EXERCISE DESCRIPTION
Find each line in the following listing that has the string "components", then state the count and nothing else.

COLLECTED DATA
════════════════

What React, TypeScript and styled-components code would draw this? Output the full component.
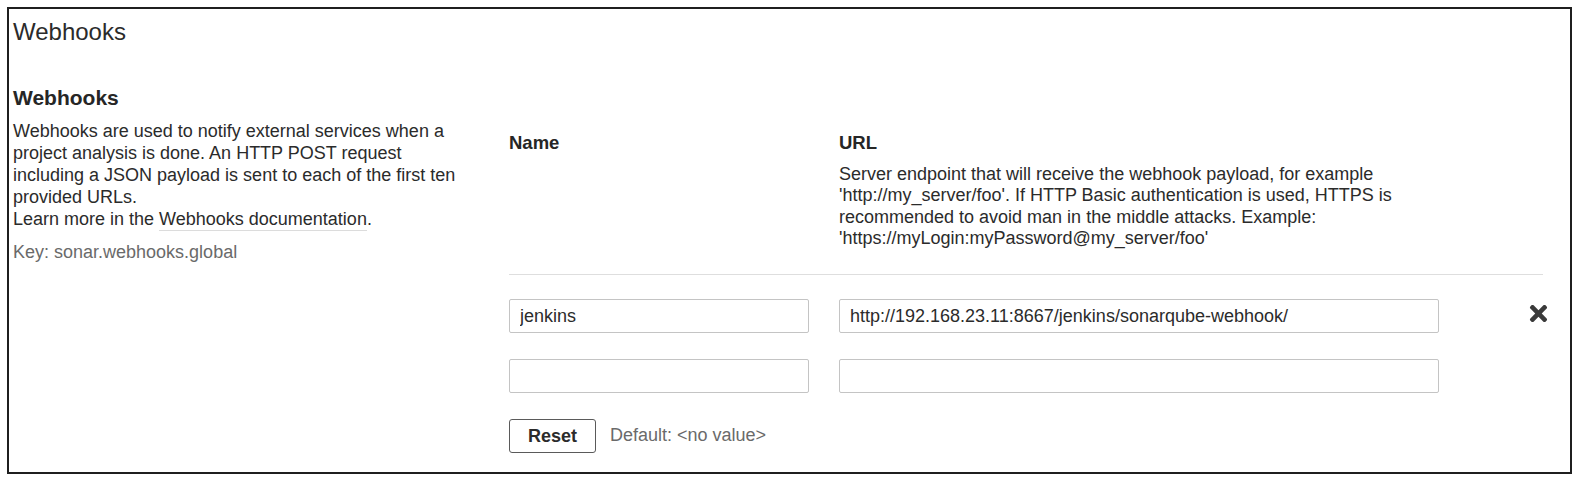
import React from "react";
import styled, { createGlobalStyle } from "styled-components";
import { FaTimes } from "react-icons/fa";

const GlobalStyle = createGlobalStyle`
  html, body {
    margin: 0;
    padding: 0;
    background: #ffffff;
  }
  body {
    font-family: "Liberation Sans", Arial, Helvetica, sans-serif;
    color: #2b2b2b;
  }
  * { box-sizing: border-box; }
`;

const Frame = styled.div`
  margin: 7px 2px 0 7px;
  height: 467px;
  border: 2px solid #1f1f1f;
  padding: 8px 0 0 4px;
  background: #fff;
`;

const PageTitle = styled.h1`
  margin: 0;
  font-size: 24px;
  line-height: 30px;
  font-weight: 400;
  color: #2b2b2b;
`;

const SectionTitle = styled.h3`
  margin: 38px 0 0;
  font-size: 21px;
  line-height: 26px;
  font-weight: 700;
  color: #262626;
`;

const Definition = styled.div`
  display: flex;
  align-items: flex-start;
`;

const Left = styled.div`
  width: 455px;
  flex: none;
  padding-top: 9px;
  font-size: 18px;
  line-height: 22px;
`;

const Description = styled.div`
  color: #2b2b2b;
`;

const DocLink = styled.a`
  color: #2b2b2b;
  text-decoration: none;
  border-bottom: 1px solid #dcdcdc;
  padding-bottom: 1px;
`;

const Key = styled.div`
  margin-top: 11px;
  color: #6a6a6a;
`;

const Right = styled.div`
  margin-left: 41px;
  padding-top: 21px;
  width: 1038px;
  font-size: 18px;
  line-height: 21.5px;
`;

const Grid = styled.div`
  display: grid;
  grid-template-columns: 300px 600px 1fr;
  column-gap: 30px;
`;

const HeadCell = styled.div`
  padding-bottom: 24.5px;
`;

const HeadLabel = styled.div`
  font-weight: 700;
  font-size: 18.5px;
  color: #262626;
`;

const HeadHelp = styled.div`
  margin-top: 10px;
  color: #2b2b2b;
`;

const Divider = styled.div`
  grid-column: 1 / -1;
  height: 1px;
  margin-right: 4px;
  background: #dedede;
  margin-bottom: 24px;
`;

const Field = styled.input<{ $last?: boolean }>`
  display: block;
  width: 100%;
  height: 34px;
  margin-bottom: ${(p) => (p.$last ? "0" : "26px")};
  padding: 0 10px;
  border: 1px solid #c4c4c4;
  border-radius: 2px;
  font-family: "Liberation Sans", Arial, sans-serif;
  font-size: 18px;
  color: #2b2b2b;
  background: #fff;
  outline: none;
`;

const ActionCell = styled.div`
  display: flex;
  justify-content: flex-end;
  height: 34px;
  align-items: center;
`;

const DeleteButton = styled.button`
  display: flex;
  align-items: center;
  justify-content: center;
  width: 17px;
  height: 17px;
  margin-top: -5px;
  padding: 0;
  border: none;
  background: none;
  color: #3a3a3a;
  cursor: pointer;
  svg {
    width: 25px;
    height: 25px;
    flex: none;
  }
`;

const Footer = styled.div`
  display: flex;
  align-items: center;
  gap: 14px;
  margin-top: 26px;
`;

const ResetButton = styled.button`
  width: 87px;
  height: 34px;
  border: 1px solid #5a5a5a;
  border-radius: 3px;
  background: #fff;
  font-family: "Liberation Sans", Arial, sans-serif;
  font-size: 18px;
  font-weight: 700;
  color: #2b2b2b;
  padding: 0;
  cursor: pointer;
`;

const DefaultText = styled.span`
  color: #6a6a6a;
  font-size: 18px;
`;

type Hook = { name: string; url: string };

const hooks: Hook[] = [
  { name: "jenkins", url: "http://192.168.23.11:8667/jenkins/sonarqube-webhook/" },
  { name: "", url: "" },
];

export default function App() {
  return (
    <>
      <GlobalStyle />
      <Frame>
        <PageTitle>Webhooks</PageTitle>
        <SectionTitle>Webhooks</SectionTitle>
        <Definition>
          <Left>
            <Description>
              Webhooks are used to notify external services when a project analysis is done. An HTTP POST
              request including a JSON payload is sent to each of the first ten provided URLs.
              <br />
              Learn more in the <DocLink href="#">Webhooks documentation</DocLink>.
            </Description>
            <Key>Key: sonar.webhooks.global</Key>
          </Left>
          <Right>
            <Grid>
              <HeadCell>
                <HeadLabel>Name</HeadLabel>
              </HeadCell>
              <HeadCell>
                <HeadLabel>URL</HeadLabel>
                <HeadHelp>
                  Server endpoint that will receive the webhook payload, for example
                  'http://my_server/foo'. If HTTP Basic authentication is used, HTTPS is recommended to
                  avoid man in the middle attacks. Example: 'https://myLogin:myPassword@my_server/foo'
                </HeadHelp>
              </HeadCell>
              <HeadCell />
              <Divider />
              {hooks.map((h, i) => (
                <React.Fragment key={i}>
                  <Field defaultValue={h.name} $last={i === hooks.length - 1} />
                  <Field defaultValue={h.url} $last={i === hooks.length - 1} />
                  <ActionCell>
                    {h.name ? (
                      <DeleteButton aria-label="Delete">
                        <FaTimes />
                      </DeleteButton>
                    ) : null}
                  </ActionCell>
                </React.Fragment>
              ))}
            </Grid>
            <Footer>
              <ResetButton>Reset</ResetButton>
              <DefaultText>Default: &lt;no value&gt;</DefaultText>
            </Footer>
          </Right>
        </Definition>
      </Frame>
    </>
  );
}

════════════════

SOLUTION TO THE EXERCISE
2